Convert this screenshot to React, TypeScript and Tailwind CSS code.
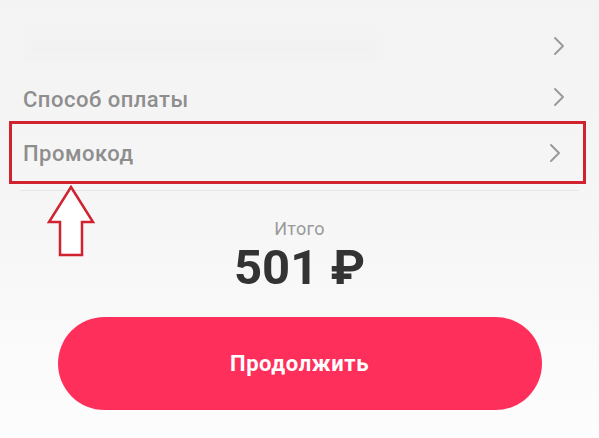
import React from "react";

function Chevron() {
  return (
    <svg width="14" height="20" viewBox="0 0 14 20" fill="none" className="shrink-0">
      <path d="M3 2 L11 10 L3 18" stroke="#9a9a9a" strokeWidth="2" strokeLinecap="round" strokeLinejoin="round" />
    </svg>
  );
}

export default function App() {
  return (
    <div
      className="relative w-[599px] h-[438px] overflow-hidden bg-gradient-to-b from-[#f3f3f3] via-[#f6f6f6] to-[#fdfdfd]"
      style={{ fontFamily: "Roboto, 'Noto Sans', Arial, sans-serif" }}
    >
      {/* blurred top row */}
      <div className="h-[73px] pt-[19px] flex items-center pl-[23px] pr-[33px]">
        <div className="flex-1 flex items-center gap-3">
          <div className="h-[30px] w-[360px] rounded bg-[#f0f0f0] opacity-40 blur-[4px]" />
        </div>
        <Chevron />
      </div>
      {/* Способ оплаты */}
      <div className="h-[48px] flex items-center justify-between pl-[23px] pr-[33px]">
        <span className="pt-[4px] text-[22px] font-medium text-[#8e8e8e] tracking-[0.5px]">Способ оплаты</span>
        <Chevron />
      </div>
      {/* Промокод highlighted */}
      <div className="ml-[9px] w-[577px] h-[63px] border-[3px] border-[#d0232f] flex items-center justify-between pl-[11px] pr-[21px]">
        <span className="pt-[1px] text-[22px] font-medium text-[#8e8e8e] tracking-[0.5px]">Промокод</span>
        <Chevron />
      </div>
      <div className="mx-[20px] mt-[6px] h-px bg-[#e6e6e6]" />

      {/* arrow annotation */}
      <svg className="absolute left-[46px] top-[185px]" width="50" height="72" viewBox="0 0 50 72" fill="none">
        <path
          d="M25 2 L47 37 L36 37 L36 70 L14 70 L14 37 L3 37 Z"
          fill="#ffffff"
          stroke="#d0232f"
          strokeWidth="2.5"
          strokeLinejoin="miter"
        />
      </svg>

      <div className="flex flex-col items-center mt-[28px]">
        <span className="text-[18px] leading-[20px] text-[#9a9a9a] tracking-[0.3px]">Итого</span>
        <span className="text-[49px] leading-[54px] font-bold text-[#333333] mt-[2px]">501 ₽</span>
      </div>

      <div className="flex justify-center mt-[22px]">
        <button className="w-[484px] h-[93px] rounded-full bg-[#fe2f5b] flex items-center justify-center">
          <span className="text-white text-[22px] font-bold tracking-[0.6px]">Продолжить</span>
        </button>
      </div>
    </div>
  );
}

** WRITTEN REQUEST **
Repeat the listing above exactly, with no pictures.

** EXERCISE SOLUTION **
Convert this screenshot to React, TypeScript and Tailwind CSS code.
import React from "react";

function Chevron() {
  return (
    <svg width="14" height="20" viewBox="0 0 14 20" fill="none" className="shrink-0">
      <path d="M3 2 L11 10 L3 18" stroke="#9a9a9a" strokeWidth="2" strokeLinecap="round" strokeLinejoin="round" />
    </svg>
  );
}

export default function App() {
  return (
    <div
      className="relative w-[599px] h-[438px] overflow-hidden bg-gradient-to-b from-[#f3f3f3] via-[#f6f6f6] to-[#fdfdfd]"
      style={{ fontFamily: "Roboto, 'Noto Sans', Arial, sans-serif" }}
    >
      {/* blurred top row */}
      <div className="h-[73px] pt-[19px] flex items-center pl-[23px] pr-[33px]">
        <div className="flex-1 flex items-center gap-3">
          <div className="h-[30px] w-[360px] rounded bg-[#f0f0f0] opacity-40 blur-[4px]" />
        </div>
        <Chevron />
      </div>
      {/* Способ оплаты */}
      <div className="h-[48px] flex items-center justify-between pl-[23px] pr-[33px]">
        <span className="pt-[4px] text-[22px] font-medium text-[#8e8e8e] tracking-[0.5px]">Способ оплаты</span>
        <Chevron />
      </div>
      {/* Промокод highlighted */}
      <div className="ml-[9px] w-[577px] h-[63px] border-[3px] border-[#d0232f] flex items-center justify-between pl-[11px] pr-[21px]">
        <span className="pt-[1px] text-[22px] font-medium text-[#8e8e8e] tracking-[0.5px]">Промокод</span>
        <Chevron />
      </div>
      <div className="mx-[20px] mt-[6px] h-px bg-[#e6e6e6]" />

      {/* arrow annotation */}
      <svg className="absolute left-[46px] top-[185px]" width="50" height="72" viewBox="0 0 50 72" fill="none">
        <path
          d="M25 2 L47 37 L36 37 L36 70 L14 70 L14 37 L3 37 Z"
          fill="#ffffff"
          stroke="#d0232f"
          strokeWidth="2.5"
          strokeLinejoin="miter"
        />
      </svg>

      <div className="flex flex-col items-center mt-[28px]">
        <span className="text-[18px] leading-[20px] text-[#9a9a9a] tracking-[0.3px]">Итого</span>
        <span className="text-[49px] leading-[54px] font-bold text-[#333333] mt-[2px]">501 ₽</span>
      </div>

      <div className="flex justify-center mt-[22px]">
        <button className="w-[484px] h-[93px] rounded-full bg-[#fe2f5b] flex items-center justify-center">
          <span className="text-white text-[22px] font-bold tracking-[0.6px]">Продолжить</span>
        </button>
      </div>
    </div>
  );
}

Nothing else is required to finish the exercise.